The three authors he tapped to write novellas were some of the most notable established voices from the early 1970s. Robert Silverberg’s “first period” lasted from around 1966 to 1974, where just about everything he wrote was solid gold (and the parts that weren’t gold were close enough, very good and thought-provoking works). Roger Zelazny burst out of the gate with classics like …And Call Me Conrad, Lord of Light, and the Amber series, a relative newcomer but one of the most influential voices in SF at the time. Edgar Pangborn wrote several important novels including Davy, one of a series of “Tales of a Darkening World” that melded history, religion, and philosophical questions in a post-apocalyptic America. Pangborn penned several shorts in that series for Carr anthologies in the ’70s, including the one in this volume.

 - 1973 -

– 1973 -

The Feast of Saint Dionysus – Robert Silverberg

Three astronauts embarked on the first manned expedition to Mars, but only John Oxenshuer came back alive. Wracked with survivor’s guilt, he divorces his wife and wanders into the California desert to be alone, the desolate terrain a stand-in for the barren surface of Mars. Out there, he runs into some hippies who take him to their strange city hidden out in the desert; the inhabitants are a cult who worship Christ in the guise of Dionysus (yes, really). Initially skeptical—for good reason, with the Manson family at the forefront of his mind—he becomes a part of the cult’s/city’s society, drawn back into human society (or a type thereof), a peaceful commune who worship through drinking, reveling, wrestling, and sex, preparing for the titular feast of Saint Dionysus.

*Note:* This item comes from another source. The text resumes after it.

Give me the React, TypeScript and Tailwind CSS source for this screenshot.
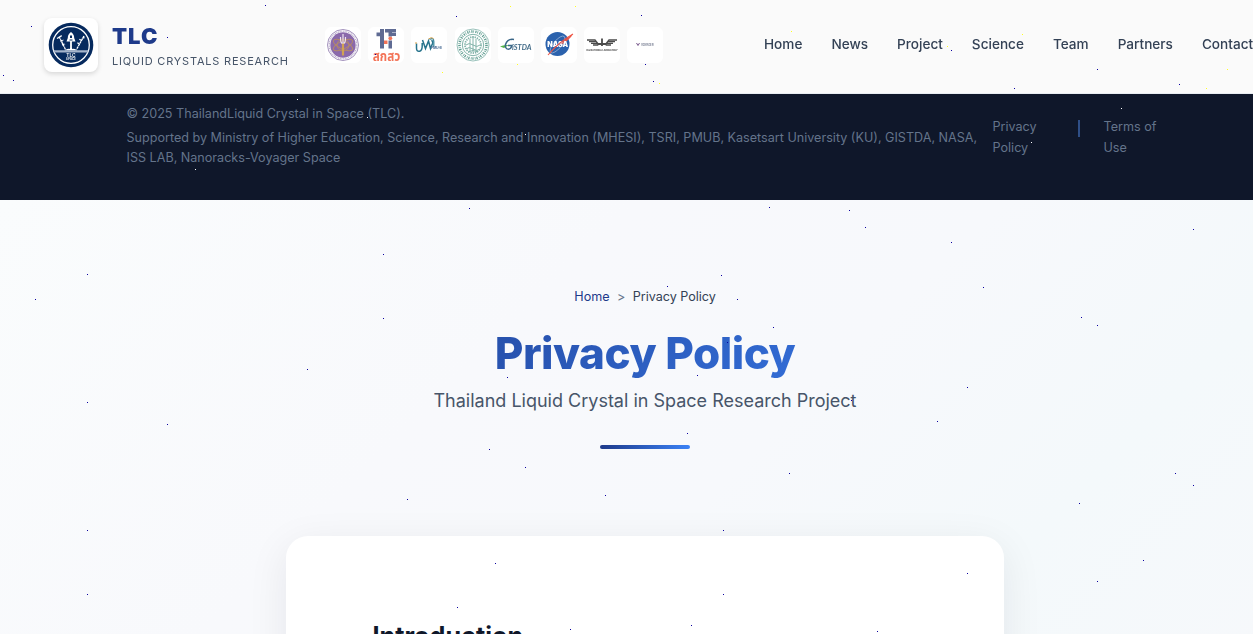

As the novella nears its conclusion, reality, vision, and redemptive hope blur; you’re never sure what is real and what isn’t. I’m not sure reality or dream matters much to John, since either way they lead him to a transcendent realization that redeems and pacifies his guilt,. The set-up I found bizarre—the strange cult city out in the desert for one, or the obtuse complexity built around John’s love with his ex, the wife of his best friend, said friend being one of his dead crewmates. That said, the plot fits the transcendental-religious theme, and is perhaps the one story in the volume that tackles that element head-on. It could be quite a moving tale to the right reader, while others may read more into the subtle hints that not all is right here, and still others may get caught up in how odd it all is. I have mixed feelings about the story; it may not be gold, but it’s a solid story from Silverberg’s prime years, and some elements of the tale work very well. Others don’t, thus the mixed feelings.

Later reprinted as the title story of the collection The Feast of Saint Dionysus, as well as Cults of Horror (odd choice) and Beyond the Safe Zone.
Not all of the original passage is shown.